UNDERGROUND, ÉMERVEILLEMENT par François Huglo
La poésie ne peut être pensée sur le modèle de l’offre et de la demande, puisque l’offre est pléthorique et la demande inexistante. Chacun veut qu’on le lise, personne ne lit. J’exagère à peine : un ami m’écrivait qu’il avait une malle pleine de livres qu’il ne pouvait offrir parce que personne n’en voulait. Ce qui se présente comme une offre est, en réalité, une demande : d’être publié, d’être lu, d’être sinon connu, du moins reconnu comme poète, écrivain, artiste.
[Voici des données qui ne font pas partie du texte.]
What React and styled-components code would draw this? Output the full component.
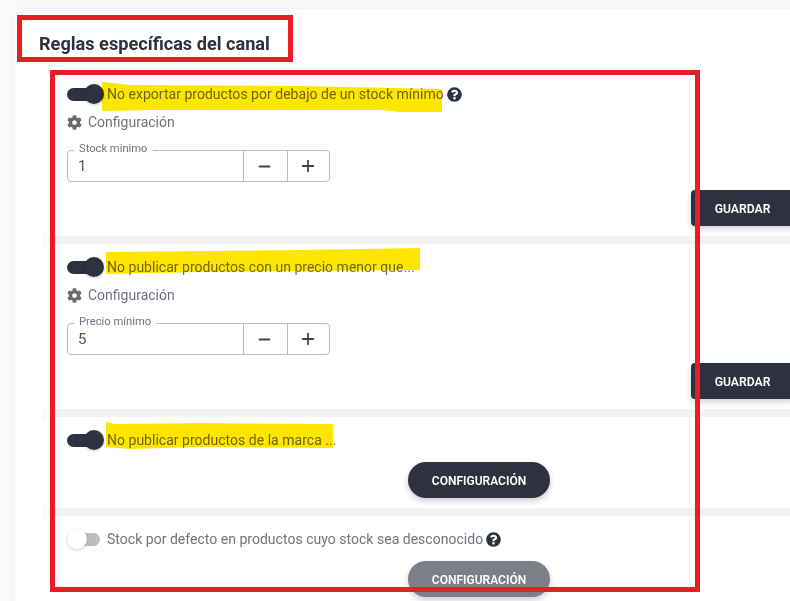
import React from 'react';
import styled, { createGlobalStyle } from 'styled-components';
import { FaCog, FaQuestionCircle } from 'react-icons/fa';
import { Minus, Plus } from 'lucide-react';

const dark = '#2e3240';
const grey = '#6f7280';

const GlobalStyle = createGlobalStyle`
  html, body {
    margin: 0;
    padding: 0;
    background: #fafafa;
    font-family: Roboto, "Liberation Sans", sans-serif;
  }
`;

const Page = styled.div`
  position: relative;
  width: 790px;
  height: 601px;
  overflow: hidden;
  padding: 9px 0 0 15px;
  box-sizing: border-box;
`;

const Card = styled.div`
  width: 800px;
  background: #ffffff;
  border-radius: 4px 0 0 4px;
  box-shadow: 0 0 14px rgba(0, 0, 0, 0.03);
`;

const Title = styled.h2`
  margin: 0;
  padding: 25px 0 0 24px;
  height: 61px;
  box-sizing: border-box;
  font-size: 18.15px;
  line-height: 20px;
  font-weight: 700;
  color: ${dark};
`;

const RuleList = styled.div`
  margin-left: 28px;
  width: 751px;
  display: flex;
  flex-direction: column;
  gap: 8px;
  background: linear-gradient(90deg, #fafafa 7px, #f2f2f2 7px);
  border-radius: 8px 0 0 8px;
`;

const Rule = styled.section`
  height: ${({ $height }) => $height}px;
  padding-top: ${({ $top }) => $top}px;
  box-sizing: border-box;
  background: #ffffff;
  border-radius: 8px 0 0 8px;
`;

const Head = styled.div`
  display: flex;
  align-items: center;
  height: 20px;
  padding-left: 24px;
  font-size: 14px;
  letter-spacing: 0.02px;
  color: ${grey};
`;

const Switch = styled.span`
  position: relative;
  flex: none;
  width: 33px;
  height: 13px;
  margin-right: 7px;
  border-radius: 7px;
  background: ${({ $on }) => ($on ? dark : '#bdbdbd')};

  &::after {
    content: '';
    position: absolute;
    top: -4px;
    left: ${({ $on }) => ($on ? '17px' : '0')};
    width: 20px;
    height: 20px;
    border-radius: 50%;
    background: ${({ $on }) => ($on ? dark : '#ffffff')};
    box-shadow: 0 1px 3px rgba(0, 0, 0, 0.2);
  }
`;

const Help = styled(FaQuestionCircle)`
  flex: none;
  margin-left: 3px;
  font-size: 15px;
  color: ${dark};
`;

const Settings = styled.div`
  display: flex;
  align-items: center;
  gap: 6px;
  height: 20px;
  margin-top: 8px;
  padding-left: 24px;
  font-size: 14px;
  color: ${grey};

  svg {
    color: #6b6b6b;
    font-size: 15px;
  }
`;

const Stepper = styled.div`
  position: relative;
  display: grid;
  grid-template-columns: 175px 44px 42px;
  width: 263px;
  height: 32px;
  margin: 18px 0 0 24px;
  box-sizing: border-box;
  border: 1px solid #bcbcbc;
  border-radius: 4px;
`;

const StepLabel = styled.label`
  position: absolute;
  top: -9px;
  left: 6px;
  padding: 0 5px;
  background: #ffffff;
  font-size: 11.2px;
  line-height: 13px;
  color: ${grey};
`;

const StepValue = styled.div`
  padding: 6px 0 0 10px;
  font-size: 15px;
  line-height: 18px;
  color: #555555;
`;

const StepButton = styled.div`
  display: flex;
  align-items: center;
  justify-content: center;
  padding-right: 2px;
  border-left: 1px solid #bcbcbc;
  color: #444444;
`;

const SaveRow = styled.div`
  display: flex;
  justify-content: flex-end;
  margin-top: 8px;
`;

const SaveButton = styled.button`
  width: 103px;
  height: 36px;
  padding: 2px 0 0;
  border: none;
  border-radius: 4px 0 0 4px;
  background: ${dark};
  color: #ffffff;
  font-family: inherit;
  font-size: 12.2px;
  font-weight: 600;
  box-shadow: 0 3px 6px rgba(0, 0, 0, 0.18);
`;

const PillButton = styled.button`
  display: block;
  width: 142px;
  height: 36px;
  margin: 12px 0 0 365px;
  padding: 2px 0 0;
  border: none;
  border-radius: 18px;
  background: ${({ $off }) => ($off ? '#7c7e88' : dark)};
  color: #ffffff;
  font-family: inherit;
  font-size: 12px;
  font-weight: 600;
  box-shadow: 0 3px 6px rgba(0, 0, 0, 0.2);
`;

// hand-drawn annotations lying over the screenshot
const RedBox = styled.div`
  position: absolute;
  left: ${({ $x }) => $x}px;
  top: ${({ $y }) => $y}px;
  width: ${({ $w }) => $w}px;
  height: ${({ $h }) => $h}px;
  box-sizing: border-box;
  border: 5px solid #ed1c24;
`;

const Marks = styled.svg`
  position: absolute;
  left: 0;
  top: 0;
  mix-blend-mode: multiply;
`;

const ConfigIcon = () => (
  <Settings>
    <FaCog />
    Configuración
  </Settings>
);

const StockStepper = ({ label, value }) => (
  <Stepper>
    <StepLabel>{label}</StepLabel>
    <StepValue>{value}</StepValue>
    <StepButton><Minus size={17} strokeWidth={2.6} /></StepButton>
    <StepButton><Plus size={18} strokeWidth={2.4} /></StepButton>
  </Stepper>
);

export default function App() {
  return (
    <Page>
      <GlobalStyle />
      <Card>
        <Title>Reglas específicas del canal</Title>
        <RuleList>
          <Rule $height={166} $top={14}>
            <Head>
              <Switch $on />
              No exportar productos por debajo de un stock mínimo
              <Help />
            </Head>
            <ConfigIcon />
            <StockStepper label="Stock minimo" value="1" />
            <SaveRow><SaveButton>GUARDAR</SaveButton></SaveRow>
          </Rule>
          <Rule $height={165} $top={13}>
            <Head>
              <Switch $on />
              No publicar productos con un precio menor que...
            </Head>
            <ConfigIcon />
            <StockStepper label="Precio mínimo" value="5" />
            <SaveRow><SaveButton>GUARDAR</SaveButton></SaveRow>
          </Rule>
          <Rule $height={91} $top={13}>
            <Head>
              <Switch $on />
              No publicar productos de la marca ...
            </Head>
            <PillButton>CONFIGURACIÓN</PillButton>
          </Rule>
          <Rule $height={91} $top={13}>
            <Head>
              <Switch />
              Stock por defecto en productos cuyo stock sea desconocido
              <Help />
            </Head>
            <PillButton $off>CONFIGURACIÓN</PillButton>
          </Rule>
        </RuleList>
      </Card>

      <Marks width="790" height="601">
        <path fill="#ffe600" d="M102 82 L130 85 L300 86 L442 89 L442 112 L400 112 L380 110 L150 110 L102 111 Z" />
        <path fill="#ffe600" d="M106 252 L300 250 L420 248 L420 270 L300 271 L200 272 L106 274 Z" />
        <path fill="#ffe600" d="M106 422 L115 424 L200 423 L333 424 L333 448 L200 447 L130 449 L106 447 Z" />
      </Marks>
      <RedBox $x={17} $y={15} $w={276} $h={47} />
      <RedBox $x={50} $y={70} $w={650} $h={522} />
    </Page>
  );
}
Ce modèle de l’offre et de la demande suppose une complémentarité entre, d’un côté, un petit nombre de « créateurs », actifs, n’attendant que l’admiration qui leur est due, et de l’autre côté le plus grand nombre, passif, le « public », qui ne demanderait qu’à admirer ce qu’il consomme, à consommer ce qu’il admire. Mais le « public » n’existe pas. Les « créateurs » non plus. Chez ceux qui sont supposés faire masse pour former le premier, ne peuvent s’intéresser aux seconds que ceux qui, eux-mêmes, « créent » peu ou prou. Et ceux qui écrivent ont tous commencé par lire. Il arrive même qu’ils continuent. Pour chercher la poésie, il faut d’abord l’avoir trouvée. Ce qui prime, c’est donc la trouvaille, le ready made, la rencontre, l’étonnement, l’idée idiote qui nous traverse et nous provoque. C’est l’émerveillement. Le lecteur et l’auteur sont une seule et même « Station Underground d’Emerveillement Littéraire », pour reprendre la signature-acrostiche de Lucien Suel. Underground parce que cela n’a rien à voir avec le marché qui repose sur le schéma de l’offre et de la demande. Il s’agit plutôt d’un échange entre des individus pouvant former réseau. Le mail-art, par exemple (Suel l’a beaucoup pratiqué), mais avant le mail art, le courrier. Max Jacob n’écrivait-il pas « une lettre est une œuvre d’art en liberté » ? Il y a réciprocité : je te lis, tu me lis, il n’y a pas d’un côté l’écrivain actif, de l’autre le lecteur passif. La poésie peut être faite par tous, y compris par e-mail et par SMS. Les réseaux peuvent être des revues, la micro-édition. Les « critiques », les « poètes », les « revuistes » sont pour l’essentiel (pour la part la plus vive et la plus libre de ce qui s’écrit et lit) les mêmes personnes, et cela ne représente pas grand monde, ressemblerait plutôt à un échange de courrier : si le courant passe, si des atomes crochus s’accrochent, la correspondance continue. Sinon, non. Ce n’est la faute à personne, c’est comme ça et c’est très bien comme ça. Tant pis si c’est statistiquement négligeable. Tant mieux si ça passe entre les mailles des sondeurs.